##### Dataset section #####

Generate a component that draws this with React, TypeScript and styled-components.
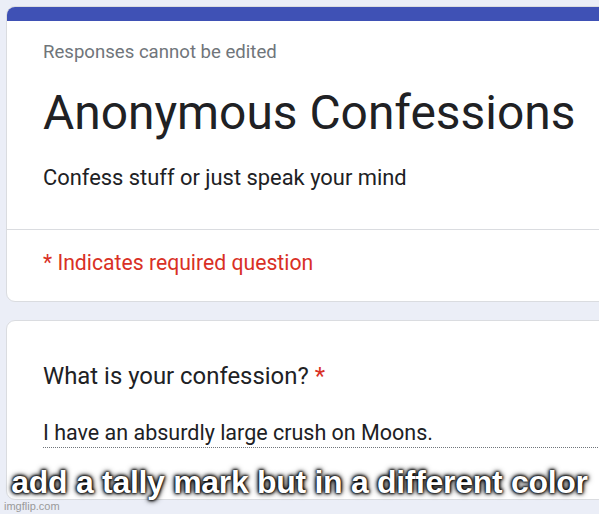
import React from "react";
import styled, { createGlobalStyle } from "styled-components";

const Global = createGlobalStyle`
  html, body { margin: 0; padding: 0; }
  body { background: #ebeef7; font-family: Roboto, "Noto Sans", sans-serif; overflow: hidden; }
`;

const Page = styled.div`
  position: relative;
  width: 599px;
  height: 514px;
  overflow: hidden;
  padding: 6px 0 0 6px;
  box-sizing: border-box;
  display: flex;
  flex-direction: column;
  gap: 18px;
`;

const Card = styled.div`
  background: #fff;
  border: 1px solid #dadce0;
  border-radius: 9px;
  margin-right: -30px;
  overflow: hidden;
  display: flex;
  flex-direction: column;
`;

const TopBar = styled.div`
  height: 14px;
  background: #3f51b5;
`;

const Section = styled.div<{ $pt: number; $pb: number }>`
  padding: ${(p) => p.$pt}px 0 ${(p) => p.$pb}px 36px;
  display: flex;
  flex-direction: column;
`;

const Divider = styled.div`
  height: 1px;
  background: #dadce0;
`;

const Note = styled.div`
  font-size: 18.6px;
  color: #70757a;
  line-height: 24px;
`;

const Title = styled.h1`
  margin: 21px 0 0;
  font-weight: 400;
  font-size: 47.9px;
  line-height: 56px;
  color: #202124;
`;

const Desc = styled.div`
  font-size: 21.9px;
  line-height: 28px;
  color: #202124;
  margin-top: 23px;
`;

const Required = styled.div`
  font-size: 21.2px;
  line-height: 28px;
  color: #d93025;
`;

const Question = styled.div`
  font-size: 23.9px;
  line-height: 30px;
  color: #202124;
  span { color: #d93025; }
`;

const Answer = styled.div`
  margin-top: 29px;
  font-size: 21.5px;
  line-height: 26px;
  color: #202124;
  padding-bottom: 1px;
  border-bottom: 1px dotted #70757a;
`;

const Caption = styled.div`
  position: absolute;
  left: 0;
  right: 0;
  top: 464px;
  text-align: center;
  font-family: "Liberation Sans", Arial, sans-serif;
  font-weight: 700;
  font-size: 32px;
  line-height: 36px;
  color: #fff;
  letter-spacing: -0.3px;
  text-shadow: 0 0 2px #000, 0 0 3px #000, 0 0 4px #000, 0 0 6px #000;
`;

const Watermark = styled.div`
  position: absolute;
  left: 4px;
  bottom: 2px;
  font-family: "Liberation Sans", Arial, sans-serif;
  font-size: 11px;
  color: #9a9a9a;
`;

export default function App() {
  return (
    <>
      <Global />
      <Page>
        <Card>
          <TopBar />
          <Section $pt={19} $pb={37}>
            <Note>Responses cannot be edited</Note>
            <Title>Anonymous Confessions</Title>
            <Desc>Confess stuff or just speak your mind</Desc>
          </Section>
          <Divider />
          <Section $pt={19} $pb={24}>
            <Required>* Indicates required question</Required>
          </Section>
        </Card>
        <Card>
          <Section $pt={40} $pb={51}>
            <Question>
              What is your confession? <span>*</span>
            </Question>
            <Answer>I have an absurdly large crush on Moons.</Answer>
          </Section>
        </Card>
        <Caption>add a tally mark but in a different color</Caption>
        <Watermark>imgflip.com</Watermark>
      </Page>
    </>
  );
}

#####

_Directions_. Write the lines above out again exactly, without any of their pictures.

_Solution to the exercise_.
Generate a component that draws this with React, TypeScript and styled-components.
import React from "react";
import styled, { createGlobalStyle } from "styled-components";

const Global = createGlobalStyle`
  html, body { margin: 0; padding: 0; }
  body { background: #ebeef7; font-family: Roboto, "Noto Sans", sans-serif; overflow: hidden; }
`;

const Page = styled.div`
  position: relative;
  width: 599px;
  height: 514px;
  overflow: hidden;
  padding: 6px 0 0 6px;
  box-sizing: border-box;
  display: flex;
  flex-direction: column;
  gap: 18px;
`;

const Card = styled.div`
  background: #fff;
  border: 1px solid #dadce0;
  border-radius: 9px;
  margin-right: -30px;
  overflow: hidden;
  display: flex;
  flex-direction: column;
`;

const TopBar = styled.div`
  height: 14px;
  background: #3f51b5;
`;

const Section = styled.div<{ $pt: number; $pb: number }>`
  padding: ${(p) => p.$pt}px 0 ${(p) => p.$pb}px 36px;
  display: flex;
  flex-direction: column;
`;

const Divider = styled.div`
  height: 1px;
  background: #dadce0;
`;

const Note = styled.div`
  font-size: 18.6px;
  color: #70757a;
  line-height: 24px;
`;

const Title = styled.h1`
  margin: 21px 0 0;
  font-weight: 400;
  font-size: 47.9px;
  line-height: 56px;
  color: #202124;
`;

const Desc = styled.div`
  font-size: 21.9px;
  line-height: 28px;
  color: #202124;
  margin-top: 23px;
`;

const Required = styled.div`
  font-size: 21.2px;
  line-height: 28px;
  color: #d93025;
`;

const Question = styled.div`
  font-size: 23.9px;
  line-height: 30px;
  color: #202124;
  span { color: #d93025; }
`;

const Answer = styled.div`
  margin-top: 29px;
  font-size: 21.5px;
  line-height: 26px;
  color: #202124;
  padding-bottom: 1px;
  border-bottom: 1px dotted #70757a;
`;

const Caption = styled.div`
  position: absolute;
  left: 0;
  right: 0;
  top: 464px;
  text-align: center;
  font-family: "Liberation Sans", Arial, sans-serif;
  font-weight: 700;
  font-size: 32px;
  line-height: 36px;
  color: #fff;
  letter-spacing: -0.3px;
  text-shadow: 0 0 2px #000, 0 0 3px #000, 0 0 4px #000, 0 0 6px #000;
`;

const Watermark = styled.div`
  position: absolute;
  left: 4px;
  bottom: 2px;
  font-family: "Liberation Sans", Arial, sans-serif;
  font-size: 11px;
  color: #9a9a9a;
`;

export default function App() {
  return (
    <>
      <Global />
      <Page>
        <Card>
          <TopBar />
          <Section $pt={19} $pb={37}>
            <Note>Responses cannot be edited</Note>
            <Title>Anonymous Confessions</Title>
            <Desc>Confess stuff or just speak your mind</Desc>
          </Section>
          <Divider />
          <Section $pt={19} $pb={24}>
            <Required>* Indicates required question</Required>
          </Section>
        </Card>
        <Card>
          <Section $pt={40} $pb={51}>
            <Question>
              What is your confession? <span>*</span>
            </Question>
            <Answer>I have an absurdly large crush on Moons.</Answer>
          </Section>
        </Card>
        <Caption>add a tally mark but in a different color</Caption>
        <Watermark>imgflip.com</Watermark>
      </Page>
    </>
  );
}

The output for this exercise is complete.